The next day, the ninety-seven-pound firebrand tucked a switchblade into the back of her jeans on her way to work. This time when the supervisor cornered her and threatened to take her out behind the lumber stack, Naomi whipped out her knife. She demonstrated the movement for me at a quiet sidewalk café in Martinsville on a crisp fall day in 2011, the anger still palpable some four decades later. Her hand shook, and her eyes were blazing. The foreman had backed down immediately, swearing that he’d only been kidding. “That’s when I learned that being timid didn’t get you a damn thing,” she said.
But Naomi still shudders to think how her life would have played out had her blade pierced his white skin.
Her grandmother’s double-girdling may have been more prudent.

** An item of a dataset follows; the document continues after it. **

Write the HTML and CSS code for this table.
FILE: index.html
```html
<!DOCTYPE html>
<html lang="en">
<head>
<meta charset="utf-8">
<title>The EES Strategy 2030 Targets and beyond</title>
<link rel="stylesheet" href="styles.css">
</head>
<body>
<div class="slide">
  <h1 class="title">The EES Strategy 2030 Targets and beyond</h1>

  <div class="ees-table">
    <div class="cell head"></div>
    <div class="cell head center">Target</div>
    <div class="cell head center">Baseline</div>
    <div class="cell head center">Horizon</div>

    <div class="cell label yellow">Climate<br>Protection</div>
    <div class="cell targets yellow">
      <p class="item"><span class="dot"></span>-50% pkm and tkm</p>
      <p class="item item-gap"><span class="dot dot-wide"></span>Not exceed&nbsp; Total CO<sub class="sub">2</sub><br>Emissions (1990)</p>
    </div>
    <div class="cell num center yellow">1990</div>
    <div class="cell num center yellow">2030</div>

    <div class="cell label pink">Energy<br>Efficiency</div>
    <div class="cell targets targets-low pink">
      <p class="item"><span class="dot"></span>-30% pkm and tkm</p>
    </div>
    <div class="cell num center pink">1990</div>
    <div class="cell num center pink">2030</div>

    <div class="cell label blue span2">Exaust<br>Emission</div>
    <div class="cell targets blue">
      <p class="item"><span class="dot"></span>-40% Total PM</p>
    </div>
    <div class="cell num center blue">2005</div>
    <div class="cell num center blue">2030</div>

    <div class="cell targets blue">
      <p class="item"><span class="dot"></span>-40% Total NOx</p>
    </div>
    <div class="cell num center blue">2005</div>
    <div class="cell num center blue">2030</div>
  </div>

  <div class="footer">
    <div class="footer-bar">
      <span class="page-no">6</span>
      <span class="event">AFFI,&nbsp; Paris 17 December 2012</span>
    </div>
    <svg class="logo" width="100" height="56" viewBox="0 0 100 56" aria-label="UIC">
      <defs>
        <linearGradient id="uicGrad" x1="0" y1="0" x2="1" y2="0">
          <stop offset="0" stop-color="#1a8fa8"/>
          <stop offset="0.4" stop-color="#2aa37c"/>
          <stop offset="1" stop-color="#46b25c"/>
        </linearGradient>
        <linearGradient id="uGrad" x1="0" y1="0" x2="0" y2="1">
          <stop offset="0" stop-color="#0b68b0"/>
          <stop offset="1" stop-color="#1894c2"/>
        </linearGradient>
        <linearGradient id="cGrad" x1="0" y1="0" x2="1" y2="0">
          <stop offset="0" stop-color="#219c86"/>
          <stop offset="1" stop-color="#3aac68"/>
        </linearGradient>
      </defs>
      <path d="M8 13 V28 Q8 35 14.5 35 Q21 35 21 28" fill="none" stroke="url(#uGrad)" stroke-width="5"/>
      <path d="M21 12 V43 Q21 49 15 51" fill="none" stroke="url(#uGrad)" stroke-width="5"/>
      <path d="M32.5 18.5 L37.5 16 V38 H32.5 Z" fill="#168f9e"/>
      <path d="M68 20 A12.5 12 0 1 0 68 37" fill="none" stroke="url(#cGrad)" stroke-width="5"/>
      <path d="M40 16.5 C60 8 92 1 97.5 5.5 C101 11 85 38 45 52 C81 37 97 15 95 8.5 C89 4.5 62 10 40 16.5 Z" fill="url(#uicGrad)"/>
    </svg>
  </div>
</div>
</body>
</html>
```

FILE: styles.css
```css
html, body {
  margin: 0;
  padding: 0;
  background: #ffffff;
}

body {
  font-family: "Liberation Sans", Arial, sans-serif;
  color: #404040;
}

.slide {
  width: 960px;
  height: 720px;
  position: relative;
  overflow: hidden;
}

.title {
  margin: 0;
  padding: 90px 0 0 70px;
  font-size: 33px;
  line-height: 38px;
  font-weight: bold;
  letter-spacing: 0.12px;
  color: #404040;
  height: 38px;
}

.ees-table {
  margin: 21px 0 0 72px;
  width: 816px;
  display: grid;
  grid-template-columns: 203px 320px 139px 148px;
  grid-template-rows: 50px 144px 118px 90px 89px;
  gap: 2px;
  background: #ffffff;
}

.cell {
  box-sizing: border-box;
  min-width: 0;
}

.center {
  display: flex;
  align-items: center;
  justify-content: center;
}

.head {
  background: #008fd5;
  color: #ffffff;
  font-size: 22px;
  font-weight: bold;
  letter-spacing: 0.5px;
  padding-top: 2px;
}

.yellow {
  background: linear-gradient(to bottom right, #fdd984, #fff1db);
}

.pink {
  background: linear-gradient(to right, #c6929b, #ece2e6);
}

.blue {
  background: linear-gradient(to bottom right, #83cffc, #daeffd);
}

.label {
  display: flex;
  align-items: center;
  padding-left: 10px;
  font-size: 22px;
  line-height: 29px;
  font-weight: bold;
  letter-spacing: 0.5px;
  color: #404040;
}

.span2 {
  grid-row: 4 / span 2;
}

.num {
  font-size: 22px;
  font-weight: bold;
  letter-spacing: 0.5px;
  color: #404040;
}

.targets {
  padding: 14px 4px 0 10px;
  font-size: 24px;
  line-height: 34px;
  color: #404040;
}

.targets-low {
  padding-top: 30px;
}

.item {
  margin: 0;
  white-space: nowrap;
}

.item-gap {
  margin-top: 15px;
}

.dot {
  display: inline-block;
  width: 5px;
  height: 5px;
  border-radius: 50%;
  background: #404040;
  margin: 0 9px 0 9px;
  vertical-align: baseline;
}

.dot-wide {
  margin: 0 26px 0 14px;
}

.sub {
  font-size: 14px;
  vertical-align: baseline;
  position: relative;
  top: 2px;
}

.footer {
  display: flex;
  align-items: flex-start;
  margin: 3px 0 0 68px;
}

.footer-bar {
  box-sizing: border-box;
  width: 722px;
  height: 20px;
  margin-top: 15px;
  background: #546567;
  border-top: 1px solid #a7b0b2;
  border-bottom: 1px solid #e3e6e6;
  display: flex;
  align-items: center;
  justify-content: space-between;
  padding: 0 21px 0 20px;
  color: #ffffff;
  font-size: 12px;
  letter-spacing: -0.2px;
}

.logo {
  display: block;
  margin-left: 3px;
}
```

But Naomi started working in the 1970s, when the great changes sweeping the nation were finally reaching this remote corner of smokestacks and red-clay earth.

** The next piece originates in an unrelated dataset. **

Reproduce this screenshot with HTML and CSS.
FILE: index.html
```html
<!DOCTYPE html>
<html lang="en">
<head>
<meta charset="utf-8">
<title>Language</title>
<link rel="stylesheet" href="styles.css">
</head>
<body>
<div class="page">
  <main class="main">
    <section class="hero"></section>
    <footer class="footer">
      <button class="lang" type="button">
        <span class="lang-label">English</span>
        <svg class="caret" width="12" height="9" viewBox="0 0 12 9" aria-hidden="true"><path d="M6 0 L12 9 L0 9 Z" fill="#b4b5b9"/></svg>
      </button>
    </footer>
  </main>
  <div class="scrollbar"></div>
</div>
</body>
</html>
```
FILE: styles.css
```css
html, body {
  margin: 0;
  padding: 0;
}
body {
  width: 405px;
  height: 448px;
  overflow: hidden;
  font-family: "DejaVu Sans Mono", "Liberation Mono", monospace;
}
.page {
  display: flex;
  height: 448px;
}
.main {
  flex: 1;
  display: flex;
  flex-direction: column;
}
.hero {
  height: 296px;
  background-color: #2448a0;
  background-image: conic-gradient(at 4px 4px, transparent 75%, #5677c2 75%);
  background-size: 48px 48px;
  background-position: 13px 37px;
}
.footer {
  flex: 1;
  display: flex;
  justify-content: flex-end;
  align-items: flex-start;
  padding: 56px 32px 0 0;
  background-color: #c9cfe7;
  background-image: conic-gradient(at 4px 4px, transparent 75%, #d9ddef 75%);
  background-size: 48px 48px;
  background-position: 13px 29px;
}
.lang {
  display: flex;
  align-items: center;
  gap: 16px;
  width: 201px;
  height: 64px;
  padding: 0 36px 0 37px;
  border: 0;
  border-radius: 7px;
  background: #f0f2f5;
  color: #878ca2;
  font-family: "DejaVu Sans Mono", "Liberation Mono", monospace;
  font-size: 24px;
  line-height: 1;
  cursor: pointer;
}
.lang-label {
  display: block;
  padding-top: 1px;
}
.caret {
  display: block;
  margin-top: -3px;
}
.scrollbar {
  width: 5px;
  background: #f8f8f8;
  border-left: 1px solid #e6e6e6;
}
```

It was race relations and the war in Vietnam that consumed most Americans when President Richard Nixon made the bold, historic move of meeting with Chairman Mao Tse-tung in 1972, thawing relations with the People’s Republic of China for the first time in twenty-five years. “This was the week that changed the world,” Nixon declared after leaving behind an American redwood sapling as a symbol of mutual peace, prosperity, and international trade.
Spilman had more immediate concerns than China on his mind. Up in his office at the Taj Mahal, he ordered Frank Snyder to bring the company into EEOC compliance and make the lawsuit go away, echoing the mandate of Mr. Ed Bassett, who didn’t want to experience the indignity of being chewed out by a federal judge again. Decades earlier, Ed had borne the brunt of a legal lashing when Bassett was found to have sixteen-year-olds on its payroll, a violation of child-labor laws. (Like his relatives before him, Ed had started working in the factories at fourteen and didn’t understand what the big deal was—but the federal government felt differently.)